Published 01/12/2017, 03:57 AM
Updated 01/12/2017, 03:57 AM
© Reuters.  Oil rises on weak dollar, strong jump in U.S. supplies limit gains

Investing.com - Oil prices edged higher on Thursday, on a broadly weaker U.S. dollar, but gains were limited after data showed a stronger-than-expected increase in U.S. crude and distillate fuel stocks.

Crude oil for February delivery on the New York Mercantile Exchange added 25 cents, or around 0.5%, to $52.50 a barrel by 3:55AM ET (08:55GMT). U.S. crude prices jumped $1.43, or 2.8%, a day earlier.

Elsewhere, Brent oil for March delivery on the ICE Futures Exchange in London tacked on 44 cents, or 0.8%, to $55.54 a barrel, after rallying $1.46, or 2.7%, on Wednesday.

The greenback sank after U.S. President-elect Donald Trump failed to offer details on his promises to boost fiscal spending and cut taxes at his first post-election press conference on Wednesday.

The U.S. dollar index, which measures the greenback’s strength against a trade-weighted basket of six major currencies, fell to a one-month low of 100.80 in early trade.

It was last down 0.8% at 100.89, pulling further away from last week's 14-year high of 103.82.
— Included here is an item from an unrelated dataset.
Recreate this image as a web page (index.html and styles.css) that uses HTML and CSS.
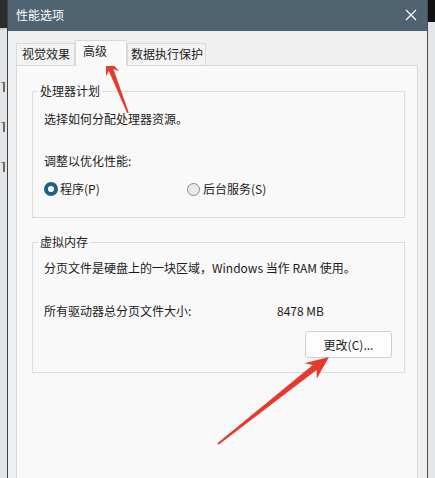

Oil prices typically strengthen when the U.S. currency weakens as the dollar-priced commodity becomes cheaper for holders of other currencies.

Gains were held in check after the U.S. Energy Information Administration said in its weekly report Wednesday that crude oil inventories rose by 4.1 million barrels in the week ended January 6. Market analysts' expected a crude-stock gain of 1.2 million barrels.

Total U.S. crude oil inventories stood at 483.1 million barrels, which the EIA considered to be at the upper limit of the average range for this time of year.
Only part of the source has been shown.